Les TDS sont nombreuses à vouloir quitter le quartier, travaillant la peur au ventre. Chaque semaine une fille se fait agresser, les bons clients fuient le quartier quand des pseudo-clients rackettent et récupèrent l’argent de la prestation sous peine de tabasser la fille.
Nos travailleur·euse·s sociaux·ales sont aussi mis·es en danger lorsqu’ils et elles vont en rue. Nous n’échappons pas à la menace des groupes de dealers, à l’agressivité de certaines personnes mal intentionnées voire à des tentatives de vols. Nous craignons de devenir des victimes collatérales d’un règlement de compte. Les associations n’ont d’autre choix que de s’accommoder de la présence de consommateurs qui trouvent refuge sur les pas de porte des asbl, au risque d’effrayer leur public.
Force est de constater que la dégradation du quartier existe depuis plusieurs années. Mais suite à la crise sanitaire, qui a engendré une diminution du contrôle social par le télétravail, par l’arrêt des métiers du sexe dans le quartier, des bandes de dealers se sont installées en utilisant la menace et le racket comme emprise envers les habitants et les travailleuses du sexe.
Inertie des autorités publiques
Le problème est large et englobe des phénomènes de déplacement de populations précarisées et marginalisées qui n’ont plus de lieu pour survivre. Nous constatons que les groupes de consommateurs de drogue qui sont chassés d’autres quartiers, de certains parcs, arrivent dans le quartier car les dealers prennent possession des lieux.
Les marchands de sommeil génèrent des situations d’extrême vulnérabilité.
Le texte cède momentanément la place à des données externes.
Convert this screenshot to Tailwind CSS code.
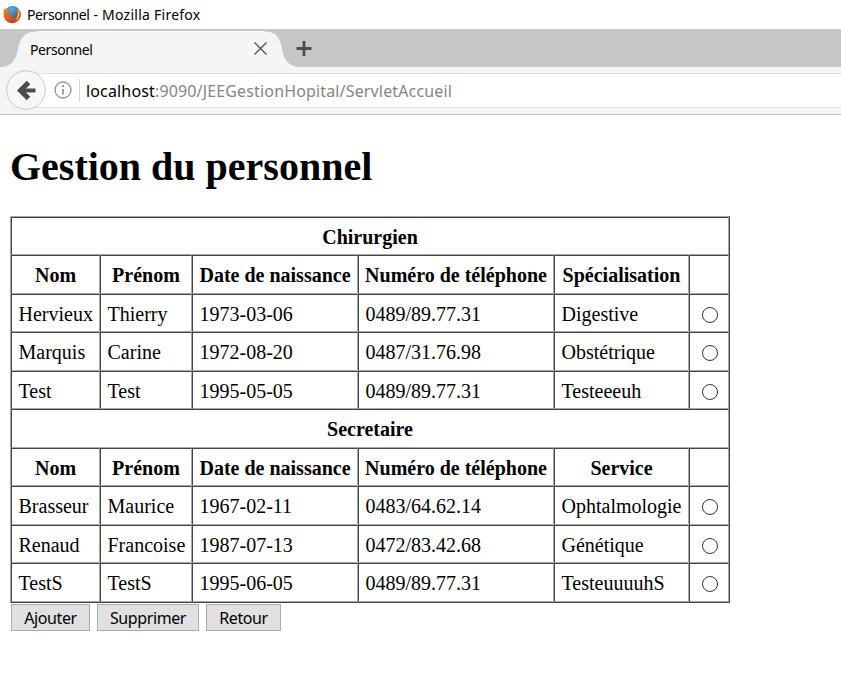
<!DOCTYPE html>
<html lang="fr">
<head>
<meta charset="utf-8">
<title>Personnel</title>
<script src="https://cdn.jsdelivr.net/npm/@tailwindcss/browser@4"></script>
</head>
<body class="w-[841px] h-[681px] overflow-hidden bg-white text-black font-['Noto_Sans',sans-serif]">
<header class="h-[115px] bg-[#f5f5f5] border-b border-[#c2c2c2]">
  <div class="h-[29px] bg-white flex items-center pl-[3px]">
    <svg class="w-[19px] h-[19px] shrink-0" viewBox="0 0 19 19">
      <defs>
        <linearGradient id="fox" x1="0" y1="0" x2="0.6" y2="1"><stop offset="0" stop-color="#f08a24"/><stop offset="0.55" stop-color="#e2601c"/><stop offset="1" stop-color="#b8402a"/></linearGradient>
        <radialGradient id="globe" cx="0.45" cy="0.2" r="0.8"><stop offset="0" stop-color="#58b4e0"/><stop offset="1" stop-color="#173f80"/></radialGradient>
      </defs>
      <circle cx="9.4" cy="9.2" r="8.2" fill="url(#globe)"/>
      <path d="M1 3 L2.6 4.4 L4.4 4 Q5.400 5.400 7 6 Q6.600 7.200 5.400 7.600 Q5.400 9.800 7.800 10.400 Q9.800 10.800 11 10 Q10.400 12.200 8.600 12.600 Q12.600 13.600 14 9.800 Q14.800 6 13.400 2.800 Q16.400 4.600 17 7.400 L17.600 6.400 Q18.600 12 15.200 15.600 Q12 18.800 7.400 18 Q2.400 16.800 0.900 12 Q0 7 1 3Z" fill="url(#fox)"/>
      <path d="M14.2 3.6 Q17 6.600 16.600 10.600 Q15.600 14.400 12.400 15.600 Q15 12 15.200 8.600 Z" fill="#fbc040"/>
    </svg>
    <span class="ml-[5px] text-[14px] leading-[20px] whitespace-nowrap"><span class="tracking-[-0.4px]">Personnel</span><span class="tracking-[0.25px]"> - Mozilla Firefox</span></span>
  </div>
  <div class="h-[38px] bg-[#c6c6c6] grid">
    <svg class="w-[841px] h-[38px] [grid-area:1/1]" viewBox="0 0 841 38">
      <path d="M0 38 C11 38 16 31 18 20 C20 8 25 2.5 38 2.5 L264 2.5 C276 2.5 280 8 282 20 C284 31 289 38 300 38 Z" fill="#f5f5f5"/>
      <path d="M38 2.5 L264 2.5" stroke="#fdfdfd"/>
      <path d="M254.5 13.5 L266.500 25.500 M266.500 13.500 L254.500 25.500" stroke="#555" stroke-width="1.4"/>
      <path d="M304 12 V27 M296.500 19.500 H311.500" stroke="#4c4c4c" stroke-width="2.8"/>
    </svg>
    <span class="[grid-area:1/1] pl-[30px] pt-[11px] text-[14px] leading-[20px] tracking-[-0.4px]">Personnel</span>
  </div>
  <div class="h-[47px] grid">
    <div class="[grid-area:1/1] mt-[6px] ml-[26px] h-[35px] bg-white border-y border-[#dedede]"></div>
    <div class="[grid-area:1/1] flex items-start">
      <svg class="w-[86px] h-[47px] shrink-0" viewBox="0 0 86 47">
        <circle cx="26" cy="23" r="19.300" fill="#f7f7f7" stroke="#c8c8c8"/>
        <path d="M35.500 23.500 H22" fill="none" stroke="#4c4c4c" stroke-width="4"/>
        <path d="M28.500 15.500 L20.500 23.500 L28.500 31.500" fill="none" stroke="#4c4c4c" stroke-width="5"/>
        <circle cx="63" cy="23" r="8" fill="none" stroke="#949494" stroke-width="1.300"/>
        <path d="M63 22 V27.500 M63 18 V20" stroke="#949494" stroke-width="1.800"/>
        <path d="M79.500 12 V35" stroke="#d4d4d4"/>
      </svg>
      <span class="pt-[12px] text-[16px] leading-[24px] whitespace-nowrap text-[#858585] tracking-[0.15px]"><span class="text-black">localhost</span>:9090/JEEGestionHopital/ServletAccueil</span>
    </div>
  </div>
</header>
<main class="pl-[10px] font-['Liberation_Serif',serif]">
  <h1 class="pt-[29px] text-[40px] leading-[46px] font-bold">Gestion du personnel</h1>
  <table class="mt-[26px] w-[720px] table-fixed border-separate border-spacing-0 border border-t-[#a8a8a8] border-l-[#a8a8a8] border-r-[#444] border-b-[#444] text-[20px] leading-[22px] [&_td]:border [&_td]:p-0 [&_td]:pt-[1px] [&_td]:pl-[6.5px] [&_td]:border-t-[#444] [&_td]:border-l-[#444] [&_td]:border-r-[#a8a8a8] [&_td]:border-b-[#a8a8a8] [&_th]:border [&_th]:p-0 [&_th]:pt-[1px] [&_th]:border-t-[#444] [&_th]:border-l-[#444] [&_th]:border-r-[#a8a8a8] [&_th]:border-b-[#a8a8a8] [&_td]:whitespace-nowrap [&_th]:whitespace-nowrap [&_input]:block [&_input]:appearance-none [&_input]:size-[16px] [&_input]:rounded-full [&_input]:border [&_input]:border-[#333] [&_input]:ml-[5.5px] [&_input]:mt-[2px]">
    <colgroup><col class="w-[89px]"><col class="w-[92px]"><col class="w-[166px]"><col class="w-[196px]"><col class="w-[135px]"><col class="w-[40px]"></colgroup>
    <tbody>
    <tr class="h-[38px]"><th colspan="6">Chirurgien</th></tr>
    <tr class="h-[39px]"><th>Nom</th><th>Prénom</th><th>Date de naissance</th><th>Numéro de téléphone</th><th>Spécialisation</th><th></th></tr>
    <tr class="h-[38px]"><td>Hervieux</td><td>Thierry</td><td>1973-03-06</td><td>0489/89.77.31</td><td>Digestive</td><td><input type="radio" name="p"></td></tr>
    <tr class="h-[39px]"><td>Marquis</td><td>Carine</td><td>1972-08-20</td><td>0487/31.76.98</td><td>Obstétrique</td><td><input type="radio" name="p"></td></tr>
    <tr class="h-[38px]"><td>Test</td><td>Test</td><td>1995-05-05</td><td>0489/89.77.31</td><td>Testeeeuh</td><td><input type="radio" name="p"></td></tr>
    <tr class="h-[39px]"><th colspan="6">Secretaire</th></tr>
    <tr class="h-[38px]"><th>Nom</th><th>Prénom</th><th>Date de naissance</th><th>Numéro de téléphone</th><th>Service</th><th></th></tr>
    <tr class="h-[39px]"><td>Brasseur</td><td>Maurice</td><td>1967-02-11</td><td>0483/64.62.14</td><td>Ophtalmologie</td><td><input type="radio" name="p"></td></tr>
    <tr class="h-[38px]"><td>Renaud</td><td>Francoise</td><td>1987-07-13</td><td>0472/83.42.68</td><td>Génétique</td><td><input type="radio" name="p"></td></tr>
    <tr class="h-[39px]"><td>TestS</td><td>TestS</td><td>1995-06-05</td><td>0489/89.77.31</td><td>TesteuuuuhS</td><td><input type="radio" name="p"></td></tr>
    </tbody>
  </table>
  <div class="flex mt-[1px] ml-[1px] font-['Noto_Sans',sans-serif] text-[16px] leading-[24px] tracking-[-0.4px] [&_button]:h-[27px] [&_button]:pt-[1px] [&_button]:border [&_button]:border-[#adadad] [&_button]:bg-[#e1e1e1] [&_button]:flex [&_button]:justify-center">
    <button class="w-[79px]">Ajouter</button>
    <button class="w-[102px] ml-[7px]">Supprimer</button>
    <button class="w-[75px] ml-[7px]">Retour</button>
  </div>
</main>
</body>
</html>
Un abandon des personnes vulnérables est intolérable. Mais à quand la fin d’un tel déclin ? Quelles perspectives dans le champ du possible pour voir un changement, une amélioration afin que chacun et chacune puisse s’y retrouver?
Selon nous, les actions doivent se faire à différents niveaux. Les communes doivent prendre leur responsabilité et agir vite pour rendre à ce quartier un espace de respiration et de sécurité.
Pour arrêter le déclin du quartier Nord bruxellois, il est urgent d’agir et de ne plus attendre le pire, comme le meurtre d’Eunice Osayanda en 2018, pour se réveiller.